Exploring American Folk Music
Page 17
“Wondrous Love.” Courtesy of Kip Lornell.
The vernacular roots of these tunebooks are evident in their utilization of a system based on four to seven shapes. This system initially used four shapes, while the seven-shape method came into use in the mid-nineteenth century. These shapes help the inexperienced to quickly sing without a working knowledge of key signatures or an ability to recognize pitches. The appearance of anthems and fuguing tunes by American composers drawn from oral tradition further establishes its folk roots. These facets are readily apparent in the first southern tunebook Kentucky Harmony, compiled by Ananias Davidson and published in Harrisonburg, Virginia, in 1816. A singing-school master, Davidson used the book to help teach his classes in the Shenandoah Valley of Virginia.

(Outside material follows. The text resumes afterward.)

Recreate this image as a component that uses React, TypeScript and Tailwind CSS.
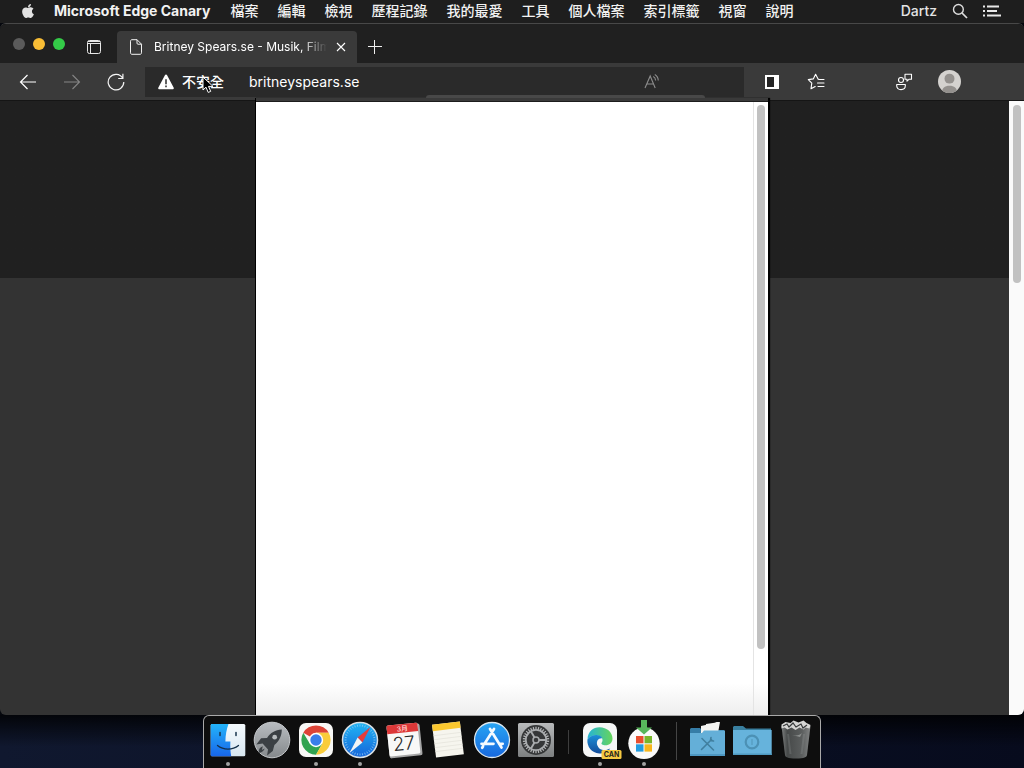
import type { ReactNode } from "react";
import { FaApple } from "react-icons/fa";

const menus = ["檔案", "編輯", "檢視", "歷程記錄", "我的最愛", "工具", "個人檔案", "索引標籤", "視窗", "說明"];

function MenuBar() {
  return (
    <header className="flex h-[23px] shrink-0 items-center bg-[#1e1e1e] pr-[22px] pb-0.5 pl-5 text-sm leading-5 text-[#f2f2f2]">
      <button aria-label="Apple" className="flex w-4 justify-center text-[#e2e2e2]">
        <FaApple className="size-4" />
      </button>
      <nav className="ml-[18px] flex grow items-center gap-[19px] font-medium whitespace-nowrap">
        <button className="pr-px font-bold">Microsoft Edge Canary</button>
        {menus.map((m) => (
          <button key={m}>{m}</button>
        ))}
      </nav>
      <button className="font-medium text-[#e4e4e4]">Dartz</button>
      <button aria-label="Spotlight" className="ml-[15px]">
        <svg className="size-4" viewBox="0 0 16 16" fill="none" stroke="#dedede" strokeWidth="1.4">
          <circle cx="6.4" cy="6.4" r="4.9" />
          <path d="M10 10l5 5" strokeWidth="1.7" />
        </svg>
      </button>
      <button aria-label="Notification Center" className="ml-[14px]">
        <svg className="h-4 w-5" viewBox="0 0 20 16" stroke="#e8e8e8" strokeWidth="1.8">
          <path d="M1 3.5h2M5 3.5h12M1 8h2M5 8h10M1 12.5h2M5 12.5h14" />
        </svg>
      </button>
    </header>
  );
}

function TabStrip() {
  return (
    <div className="flex h-[39px] items-end bg-[#202020]">
      <div className="flex gap-2 self-center pl-[13px]">
        <button aria-label="Close window" className="size-3 rounded-full bg-[#5b5b5b]" />
        <button aria-label="Minimize window" className="size-3 rounded-full bg-[#f9bd35]" />
        <button aria-label="Zoom window" className="size-3 rounded-full bg-[#34cb48]" />
      </div>
      <button aria-label="Tab actions" className="ml-[21px] flex h-8 items-center">
        <svg className="size-4" viewBox="0 0 16 16" fill="none" stroke="#e8e8e8">
          <rect x="1.5" y="1.5" width="13" height="13" rx="2" />
          <path d="M2 2.500h12M1.500 4.500h13M4.500 4.500v10" />
        </svg>
      </button>
      <div role="tab" aria-selected="true" className="ml-[15px] flex h-8 w-60 items-center rounded-t bg-[#3a3a3a] pr-[10px] pl-3 text-white">
        <svg className="h-4 w-[14px] shrink-0" viewBox="0 0 14 16" fill="none" stroke="#f2f2f2" strokeLinejoin="round">
          <path d="M1.5 2.2C1.5 1.3 2 .7 3 .7h5l4.5 4.5v8.6c0 .9-.6 1.5-1.5 1.5H3c-.9 0-1.5-.6-1.5-1.5zM8 .7v3.5c0 .7.4 1 1 1h3.5" />
        </svg>
        <span className="ml-[11px] grow overflow-hidden mask-r-from-85% text-xs whitespace-nowrap">Britney Spears.se - Musik, Film</span>
        <button aria-label="Close tab" className="ml-2">
          <svg className="size-3" viewBox="0 0 12 12" stroke="white" strokeWidth="1.1">
            <path d="M2 2l8 8M10 2l-8 8" />
          </svg>
        </button>
      </div>
      <button aria-label="New tab" className="ml-[10px] flex h-8 items-center">
        <svg className="size-4" viewBox="0 0 16 16" stroke="#f0f0f0">
          <path d="M1 7.5h14M7.5 1v14" />
        </svg>
      </button>
    </div>
  );
}

function Toolbar() {
  return (
    <div className="flex h-[38px] items-center border-b border-[#151515] bg-[#3a3a3a]">
      <button aria-label="Back" className="ml-[19px]">
        <svg className="size-[18px]" viewBox="0 0 18 18" fill="none" stroke="white" strokeWidth="1.2">
          <path d="M17 9H1.5M8.5 2L1.5 9l7 7" />
        </svg>
      </button>
      <button aria-label="Forward" className="ml-[26px]">
        <svg className="size-[18px]" viewBox="0 0 18 18" fill="none" stroke="#858585" strokeWidth="1.1">
          <path d="M1 9h15.5M9.5 2l7 7-7 7" />
        </svg>
      </button>
      <button aria-label="Reload" className="ml-[26px]">
        <svg className="size-[18px]" viewBox="0 0 18 18" fill="none" stroke="#f4f4f4" strokeWidth="1.2">
          <path d="M15.7 5.1A7.8 7.8 0 1 0 16.8 9M15.9.8v4.7h-4.7" />
        </svg>
      </button>
      <div className="relative ml-5 flex h-[30px] grow items-center bg-[#2a2a2a] pr-[83px] pl-[13px] text-sm text-white">
        <button className="flex items-center gap-2 font-medium">
          <svg className="size-4" viewBox="0 0 16 16">
            <path d="M8 .6c.5 0 .9.3 1.1.7l6.5 12.2c.5.9-.1 1.8-1 1.8H1.4c-1 0-1.5-1-1-1.8L6.9 1.3C7.1.9 7.500.6 8 .6z" fill="white" />
            <path d="M8 5.200v5M8 11.600v1.600" stroke="#2a2a2a" strokeWidth="1.500" />
          </svg>
          不安全
        </button>
        <input aria-label="Address" defaultValue="britneyspears.se" className="ml-[25px] min-w-0 grow bg-transparent outline-none" />
        <button aria-label="Read aloud">
          <svg className="size-[17px]" viewBox="0 0 17 17" fill="none" stroke="#8c8c8c" strokeWidth="1.100">
            <path d="M1 15L6.200 3 11.200 15M2.800 11h6.700M9.200 3.600c1.400.7 2.300 2 2.400 3.900M10.800 1.500c2.100 1.200 3.300 3.300 3.500 6" />
          </svg>
        </button>
        <div className="absolute -bottom-px left-[281px] h-[3px] w-[279px] rounded-t-sm bg-[#484848]" />
        <svg className="absolute top-[9px] left-[57px] h-[18px] w-3" viewBox="0 0 12 18">
          <path d="M1 1v13l3-2.800 2.200 5.200 2.500-1-2.200-5H11z" fill="black" stroke="white" />
        </svg>
      </div>
      <button aria-label="Sidebar" className="ml-5">
        <svg className="size-4" viewBox="0 0 16 16">
          <path d="M1 1h14v14H1z" fill="white" />
          <path d="M3 3h7v10H3z" fill="#242424" />
        </svg>
      </button>
      <button aria-label="Favorites" className="ml-[27px]">
        <svg className="size-[18px]" viewBox="0 0 18 18" fill="none" stroke="white" strokeWidth="1.100" strokeLinejoin="round" strokeLinecap="round">
          <path d="M12 6.300h-.8L8.600 1.200 6.300 5.900l-5 .7 3.500 3.600L4 15.800l4.200-2.300M12 6.500h5M10.500 10H17M11 13.500h6" />
        </svg>
      </button>
      <button aria-label="Feedback" className="ml-[70px]">
        <svg className="size-[18px]" viewBox="0 0 18 18" fill="none" stroke="white" strokeWidth="1.100">
          <circle cx="6" cy="7" r="2.500" />
          <path d="M1.700 11.500h8.600v1.300c0 2.400-1.700 3.800-4.300 3.800s-4.300-1.400-4.300-3.800zM10 1.300h6.500v4.900h-2.300l-2.200 2V6.200h-2z" strokeLinejoin="round" />
        </svg>
      </button>
      <button aria-label="Profile" className="mr-[63px] ml-[25px]">
        <svg className="size-[23px]" viewBox="0 0 24 24">
          <clipPath id="profile"><circle cx="12" cy="12" r="12" /></clipPath>
          <g clipPath="url(#profile)">
            <path d="M0 0h24v24H0z" fill="#d4d2cf" />
            <circle cx="12" cy="9" r="5.200" fill="#94918e" />
            <path d="M4 24c0-5 3-7.500 8-7.500s8 2.500 8 7.500z" fill="#94918e" />
          </g>
        </svg>
      </button>
    </div>
  );
}

function DockItem({ label, running, children }: { label: string; running?: boolean; children: ReactNode }) {
  return (
    <button aria-label={label} className="flex w-11 shrink-0 flex-col items-center">
      <svg className="size-11" viewBox="0 0 44 44">{children}</svg>
      {running && <span className="size-1 rounded-full bg-[#a2a2a2]" />}
    </button>
  );
}

const ticks = Array.from({ length: 36 }, (_, i) => i * 10);
const teeth = Array.from({ length: 30 }, (_, i) => i * 12);

function Dock() {
  return (
    <nav aria-label="Dock" className="flex h-[53px] rounded-t-md border border-b-0 border-[#a9a9a9] bg-[#0e0e0e] px-[2px] pt-[2px]">
      <DockItem label="Finder" running>
        <defs>
          <linearGradient id="fl" x2="0" y2="1"><stop stopColor="#23b4fa" /><stop offset="1" stopColor="#1866ea" /></linearGradient>
          <linearGradient id="fr" x2="0" y2="1"><stop stopColor="#f5fbfe" /><stop offset="1" stopColor="#d8e7f1" /></linearGradient>
        </defs>
        <rect x="4.700" y="6" width="34.600" height="32.300" rx="1.500" fill="url(#fr)" />
        <path d="M6 6h16.500c-1.900 5-3 11-3.100 17.500h5c-.3 5 0 10 .8 14.800H6c-.8 0-1.300-.5-1.300-1.300V7.300C4.700 6.500 5.200 6 6 6z" fill="url(#fl)" />
        <path d="M14 14.500v3M30 14.500v3" stroke="#17344c" strokeWidth="1.500" strokeLinecap="round" />
        <path d="M11.500 27.500c6 4.800 15 4.800 21 0" fill="none" stroke="#14304a" strokeWidth="1.300" strokeLinecap="round" />
      </DockItem>
      <DockItem label="Launchpad">
        <linearGradient id="lp" x2="0" y2="1"><stop stopColor="#b9bdc1" /><stop offset="1" stopColor="#85898c" /></linearGradient>
        <circle cx="22" cy="22" r="17.800" fill="url(#lp)" stroke="#c5c8cb" />
        <g transform="translate(-.5 2.500) scale(.95)">
          <path d="M34 9.500c-7 .3-12 3.500-15.500 8.800l-6.300.5-5 6.500 6.600-1.100 5.700 6.300-1 6.300 6-4.600 1.700-6.500C31.500 21.800 34 16 34 9.500z" fill="#3b4044" />
          <circle cx="26.500" cy="17.500" r="2.500" fill="#b7bbbd" />
          <path d="M14 27c-3 1-4.500 3.300-4.500 7 3.500-.2 5.500-1.800 6.500-4.500l-3 1.500z" fill="#3b4044" />
        </g>
      </DockItem>
      <DockItem label="Google Chrome" running>
        <rect x="5" y="5" width="34" height="34" rx="7" fill="#f8f8f6" />
        <path d="M22 22L9.300 14.700A14.700 14.700 0 0 1 34.700 14.700H22z" fill="#dc4437" />
        <path d="M22 22l-6.300 3.600L9.300 14.700A14.700 14.700 0 0 0 22 36.700l6.300-11z" fill="#31a350" />
        <path d="M22 14.700h12.700A14.700 14.700 0 0 1 22 36.700l6.300-11z" fill="#f9cc3b" />
        <circle cx="22" cy="22" r="7.200" fill="white" />
        <circle cx="22" cy="22" r="5.700" fill="#397ee9" />
      </DockItem>
      <DockItem label="Safari" running>
        <linearGradient id="sf" x2="0" y2="1"><stop stopColor="#20b5f4" /><stop offset="1" stopColor="#1664d9" /></linearGradient>
        <circle cx="22" cy="22" r="17.500" fill="url(#sf)" stroke="#d9dfe3" strokeWidth="1.500" />
        {ticks.map((a) => (
          <path key={a} d="M22 6.500v2" stroke="#8fcdf5" strokeWidth=".7" transform={`rotate(${a} 22 22)`} />
        ))}
        <path d="M32.500 9L19.600 19.600l4.800 4.800z" fill="#e63c3c" />
        <path d="M11.500 35l8.100-15.400 4.800 4.800z" fill="#f2f4f5" />
      </DockItem>
      <DockItem label="Calendar">
        <g transform="rotate(-6 22 22)">
          <rect x="6" y="7" width="33" height="32" rx="2" fill="#a7a7a7" />
          <rect x="6" y="6" width="31" height="31" rx="1.500" fill="#f8f8f7" />
          <path d="M6 14.500V7.500C6 6.700 6.700 6 7.500 6h28c.8 0 1.500.7 1.500 1.500v7z" fill="#dc3838" />
          <text x="21.500" y="13" textAnchor="middle" fontSize="7" fontWeight="500" fill="#ffd6d6">3月</text>
          <text x="21.500" y="32" textAnchor="middle" fontSize="19" fontWeight="300" fill="#292929">27</text>
        </g>
      </DockItem>
      <DockItem label="Notes">
        <g transform="rotate(-7 22 22)">
          <path d="M8 5h28v33H8z" fill="#f6f5ee" />
          <path d="M8 5h28v6.500H8z" fill="#fac72f" />
          <path d="M8 16h28M8 20h28M8 24h28M8 28h28M8 32h28" stroke="#e4e2da" strokeWidth=".7" />
        </g>
      </DockItem>
      <DockItem label="App Store">
        <linearGradient id="as" x2="0" y2="1"><stop stopColor="#28a5f3" /><stop offset="1" stopColor="#1768df" /></linearGradient>
        <circle cx="22" cy="22" r="17.500" fill="url(#as)" stroke="#dce7ef" strokeWidth="1.300" />
        <g stroke="#f4faff" strokeWidth="2.700" strokeLinecap="round">
          <path d="M20 11l11.500 18.500M24 11L14.200 26.200M11.500 25.800h12M29 25.800h3.700M13 28.500l-.8 1.300" />
        </g>
      </DockItem>
      <DockItem label="System Preferences">
        <linearGradient id="sp" x2="0" y2="1"><stop stopColor="#b8babb" /><stop offset="1" stopColor="#7d8081" /></linearGradient>
        <rect x="4" y="5" width="36" height="34" rx="1.500" fill="url(#sp)" />
        <circle cx="22" cy="22" r="15" fill="#353738" />
        {teeth.map((a) => (
          <path key={a} d="M22 8.800v3" stroke="#b6b8b9" strokeWidth="1.200" transform={`rotate(${a} 22 22)`} />
        ))}
        <g fill="none" stroke="#a8abad">
          <circle cx="22" cy="22" r="10.200" strokeWidth="1.800" />
          <circle cx="22" cy="22" r="3" strokeWidth="1.500" />
          <path d="M25 22h7M20.500 19.500L17 13.500M20.500 24.500L17 30.500" strokeWidth="1.900" />
        </g>
      </DockItem>
      <div className="flex w-5 justify-center pt-3"><span className="h-6 w-px bg-[#3e3e3e]" /></div>
      <DockItem label="Microsoft Edge Canary" running>
        <defs>
          <linearGradient id="eg"><stop stopColor="#25b4d4" /><stop offset="1" stopColor="#67d55c" /></linearGradient>
          <linearGradient id="eb" x2="0" y2="1"><stop stopColor="#1c8fd7" /><stop offset="1" stopColor="#124c9b" /></linearGradient>
        </defs>
        <rect x="5" y="5" width="34" height="34" rx="7" fill="#f6f7f7" />
        <path d="M9.500 21C10 13.500 15 9.300 21.500 9.300c7.500 0 13 5.200 13 11.200 0 4-3 6.800-7 6.800-3 0-4.800-1.200-3.800-2.500 1.800-2.300.8-6.500-3.700-7.300-4-.7-8 1-10.500 3.500z" fill="url(#eg)" />
        <path d="M9.400 21.500c2-3 5.600-4.700 9.200-4.500 3 .2 5 1.600 5.700 3.300-4-.5-6.300 3-5 7 1.200 3.700 5 5.700 9 4.700l4-1.400c-2.500 3.700-6.700 5.200-11 4.800-7.700-.6-12.500-6.700-11.900-13.900z" fill="url(#eb)" />
        <rect x="23.500" y="32" width="20" height="9" rx="1.500" fill="#f6c942" />
        <text x="33.500" y="39" textAnchor="middle" fontSize="7" fontWeight="700" fill="#28251c">CAN</text>
      </DockItem>
      <DockItem label="Microsoft Update" running>
        <circle cx="22" cy="25.300" r="15.700" fill="#fafafa" />
        <path d="M14 18h7.500v7.300H14z" fill="#e94e2e" />
        <path d="M22.500 18H30v7.300h-7.500z" fill="#78b62b" />
        <path d="M14 26.300h7.500v7.300H14z" fill="#229ce0" />
        <path d="M22.500 26.300H30v7.300h-7.500z" fill="#f7b61c" />
        <path d="M19 2h6v7.500h5l-8 7-8-7h5z" fill="#58b65b" />
      </DockItem>
      <div className="flex w-5 justify-center pt-1"><span className="h-[38px] w-px bg-[#454545]" /></div>
      <DockItem label="Utilities">
        <path d="M4 11l1-1h9l2 2h22v10H4z" fill="#367da7" />
        <path d="M15 8l18-4-1 11H15zM20 6l14-2-2 11H19z" fill="#f4f4f2" />
        <path d="M4 15h12l2-2.500h21V38H4z" fill="#64afd8" />
        <path d="M4 36h35v2H4z" fill="#4d98c3" />
        <g stroke="#407f9f" strokeWidth="1.600" strokeLinecap="round" fill="none">
          <path d="M16 20.500l11.500 11.500M15.500 31.500l10-10M25 19.500l-.5 3 3 .5" />
        </g>
      </DockItem>
      <DockItem label="Folder">
        <path d="M3 12V9l1-1h9l3 2.500h25V20H3z" fill="#397f9f" />
        <path d="M3 12h38.700v25H3z" fill="#66b3dc" />
        <path d="M3 35.500h38.700V37H3z" fill="#4e99c0" />
        <circle cx="22" cy="24" r="6.300" fill="none" stroke="#4c91b5" strokeWidth="2.200" />
        <path d="M22 21v6" stroke="#589fc5" strokeWidth="1.500" />
      </DockItem>
      <DockItem label="Trash">
        <linearGradient id="tr"><stop stopColor="#8a8d8d" /><stop offset=".2" stopColor="#4d5050" /><stop offset=".7" stopColor="#636666" /><stop offset="1" stopColor="#8f9191" /></linearGradient>
        <path d="M7.500 8h29l-3.500 29c-.3 2.300-2.500 3.500-11 3.500s-10.700-1.200-11-3.500z" fill="url(#tr)" fillOpacity=".9" />
        <path d="M14 16l2.500 20M30 16l-2.500 20" stroke="#aaaead" strokeOpacity=".2" strokeWidth="2" />
        <path d="M7.500 6.500l4-2.500 5 1 3-2.500 5 2 5-2 3 2.500 4 2-1 3.500-4-1-2 2-4-2-4 2.500-4-2.500-4 2-3-2-3 1z" fill="#d6d6d4" />
        <path d="M9 8l4-2 2 3 4-4 3 4 5-3 2 4 4-3" stroke="#373a3b" strokeWidth="1.200" fill="none" />
        <path d="M18 17c5 1 8 0 10-2l-2 4z" fill="#afb2b1" fillOpacity=".6" />
      </DockItem>
    </nav>
  );
}

export default function App() {
  return (
    <div className="flex min-h-screen flex-col bg-[#05070d] font-[Inter,'Noto_Sans_CJK_TC',sans-serif]">
      <MenuBar />
      <section className="flex grow flex-col overflow-hidden rounded-md border-t border-[#484848]">
        <TabStrip />
        <Toolbar />
        <main className="flex grow bg-linear-to-b from-[#202020] from-[177px] to-[#333333] to-[177px]">
          <div className="flex-1" />
          <div role="dialog" aria-label="Page preview" className="-mt-[3px] flex w-[514px] flex-col border-x border-black shadow-[1px_0_1px_black]">
            <div className="h-[3px] bg-[#3a3a3a]" />
            <div className="h-px bg-[#1c1c1c]" />
            <div className="flex grow bg-white bg-linear-to-t from-[#eeeeee] to-white to-[32px]">
              <div className="grow" />
              <div className="w-[15px] border-l border-[#e4e4e4] pt-[3px] pl-[3px]">
                <div className="h-[544px] w-2 rounded-full bg-[#c1c1c1]" />
              </div>
            </div>
          </div>
          <div className="flex flex-1 justify-end">
            <div className="w-[15px] bg-[#fafafa] pt-1 pl-1">
              <div className="h-[178px] w-2 rounded-full bg-[#c1c1c1]" />
            </div>
          </div>
        </main>
      </section>
      <footer className="flex shrink-0 bg-linear-to-r from-[#10182f] to-[#070b1d]">
        <div className="flex grow justify-center bg-linear-to-b from-black/80 to-transparent to-60%">
          <Dock />
        </div>
      </footer>
    </div>
  );
}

The tunes are presented in four-part harmony with the main melody given to the tenor voices. The voices are unusually independent for this time, marking a move away from the harmonizing so commonly found during this time. The tunes themselves (the melody lines) often came from broadside ballads, fiddle pieces, or popular songs of the day, which the tunebook compilers reworked rather than created. They are written in a mixture of major and minor keys, with some modal tunes occurring also. Some of the most stringent rules of Western music composition are routinely broken in these tunes: parallel fifths, octaves, and unisons abound, while inner voices cross to higher and lower levels. In these tunes alone the arrangers proved themselves to be American originals. Although such tunes did have some parallels in eighteenth- and nineteenth-century hymnody, these writers undeniably created a distinctive sound that would seem a bit unruly to those trained in the standard European classical music.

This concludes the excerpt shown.